● What to produce: Set down the full listing exactly as given. Any pictures are to be left out.
>> Begin Recorded data
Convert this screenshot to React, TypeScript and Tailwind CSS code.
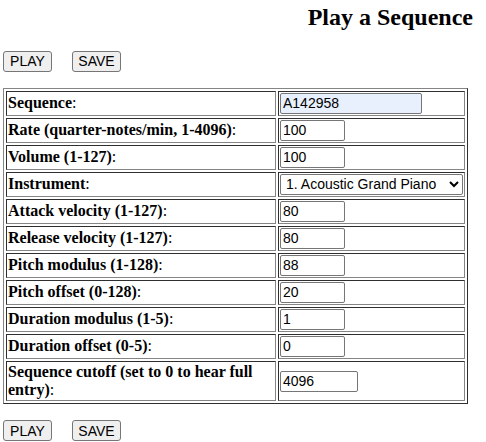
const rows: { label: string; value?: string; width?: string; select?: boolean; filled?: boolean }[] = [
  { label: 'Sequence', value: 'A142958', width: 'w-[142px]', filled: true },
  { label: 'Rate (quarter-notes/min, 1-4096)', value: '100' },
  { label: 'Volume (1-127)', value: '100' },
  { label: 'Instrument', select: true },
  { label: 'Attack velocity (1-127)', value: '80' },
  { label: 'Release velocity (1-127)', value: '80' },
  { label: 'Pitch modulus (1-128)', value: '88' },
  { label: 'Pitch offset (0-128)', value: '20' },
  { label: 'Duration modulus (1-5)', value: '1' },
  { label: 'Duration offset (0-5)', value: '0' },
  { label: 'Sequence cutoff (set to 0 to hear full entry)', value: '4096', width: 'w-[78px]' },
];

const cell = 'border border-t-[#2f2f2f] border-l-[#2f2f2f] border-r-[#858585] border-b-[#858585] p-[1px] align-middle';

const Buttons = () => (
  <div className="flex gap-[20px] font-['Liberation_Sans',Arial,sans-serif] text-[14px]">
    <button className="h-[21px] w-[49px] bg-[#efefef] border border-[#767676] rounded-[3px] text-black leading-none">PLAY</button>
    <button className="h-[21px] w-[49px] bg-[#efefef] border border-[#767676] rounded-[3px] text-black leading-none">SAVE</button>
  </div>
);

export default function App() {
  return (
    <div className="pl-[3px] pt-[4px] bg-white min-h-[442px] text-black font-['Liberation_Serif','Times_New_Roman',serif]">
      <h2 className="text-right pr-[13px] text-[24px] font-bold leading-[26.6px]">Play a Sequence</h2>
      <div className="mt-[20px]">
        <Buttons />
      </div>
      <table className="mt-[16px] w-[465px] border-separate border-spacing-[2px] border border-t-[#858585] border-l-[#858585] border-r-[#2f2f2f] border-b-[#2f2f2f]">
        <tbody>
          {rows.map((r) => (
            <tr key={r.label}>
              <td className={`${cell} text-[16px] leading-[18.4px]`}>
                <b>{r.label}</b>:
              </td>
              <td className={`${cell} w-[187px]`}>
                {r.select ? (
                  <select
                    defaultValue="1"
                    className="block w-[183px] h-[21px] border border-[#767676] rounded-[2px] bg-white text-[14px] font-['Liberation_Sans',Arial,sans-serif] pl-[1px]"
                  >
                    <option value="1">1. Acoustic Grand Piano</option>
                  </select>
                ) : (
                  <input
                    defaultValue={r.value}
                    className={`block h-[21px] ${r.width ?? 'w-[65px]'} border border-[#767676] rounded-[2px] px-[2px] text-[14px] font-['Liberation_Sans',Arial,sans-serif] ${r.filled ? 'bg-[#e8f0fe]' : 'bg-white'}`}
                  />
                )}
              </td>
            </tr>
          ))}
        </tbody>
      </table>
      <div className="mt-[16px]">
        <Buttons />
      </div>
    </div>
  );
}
>> End Recorded data
● The result:
Convert this screenshot to React, TypeScript and Tailwind CSS code.
const rows: { label: string; value?: string; width?: string; select?: boolean; filled?: boolean }[] = [
  { label: 'Sequence', value: 'A142958', width: 'w-[142px]', filled: true },
  { label: 'Rate (quarter-notes/min, 1-4096)', value: '100' },
  { label: 'Volume (1-127)', value: '100' },
  { label: 'Instrument', select: true },
  { label: 'Attack velocity (1-127)', value: '80' },
  { label: 'Release velocity (1-127)', value: '80' },
  { label: 'Pitch modulus (1-128)', value: '88' },
  { label: 'Pitch offset (0-128)', value: '20' },
  { label: 'Duration modulus (1-5)', value: '1' },
  { label: 'Duration offset (0-5)', value: '0' },
  { label: 'Sequence cutoff (set to 0 to hear full entry)', value: '4096', width: 'w-[78px]' },
];

const cell = 'border border-t-[#2f2f2f] border-l-[#2f2f2f] border-r-[#858585] border-b-[#858585] p-[1px] align-middle';

const Buttons = () => (
  <div className="flex gap-[20px] font-['Liberation_Sans',Arial,sans-serif] text-[14px]">
    <button className="h-[21px] w-[49px] bg-[#efefef] border border-[#767676] rounded-[3px] text-black leading-none">PLAY</button>
    <button className="h-[21px] w-[49px] bg-[#efefef] border border-[#767676] rounded-[3px] text-black leading-none">SAVE</button>
  </div>
);

export default function App() {
  return (
    <div className="pl-[3px] pt-[4px] bg-white min-h-[442px] text-black font-['Liberation_Serif','Times_New_Roman',serif]">
      <h2 className="text-right pr-[13px] text-[24px] font-bold leading-[26.6px]">Play a Sequence</h2>
      <div className="mt-[20px]">
        <Buttons />
      </div>
      <table className="mt-[16px] w-[465px] border-separate border-spacing-[2px] border border-t-[#858585] border-l-[#858585] border-r-[#2f2f2f] border-b-[#2f2f2f]">
        <tbody>
          {rows.map((r) => (
            <tr key={r.label}>
              <td className={`${cell} text-[16px] leading-[18.4px]`}>
                <b>{r.label}</b>:
              </td>
              <td className={`${cell} w-[187px]`}>
                {r.select ? (
                  <select
                    defaultValue="1"
                    className="block w-[183px] h-[21px] border border-[#767676] rounded-[2px] bg-white text-[14px] font-['Liberation_Sans',Arial,sans-serif] pl-[1px]"
                  >
                    <option value="1">1. Acoustic Grand Piano</option>
                  </select>
                ) : (
                  <input
                    defaultValue={r.value}
                    className={`block h-[21px] ${r.width ?? 'w-[65px]'} border border-[#767676] rounded-[2px] px-[2px] text-[14px] font-['Liberation_Sans',Arial,sans-serif] ${r.filled ? 'bg-[#e8f0fe]' : 'bg-white'}`}
                  />
                )}
              </td>
            </tr>
          ))}
        </tbody>
      </table>
      <div className="mt-[16px]">
        <Buttons />
      </div>
    </div>
  );
}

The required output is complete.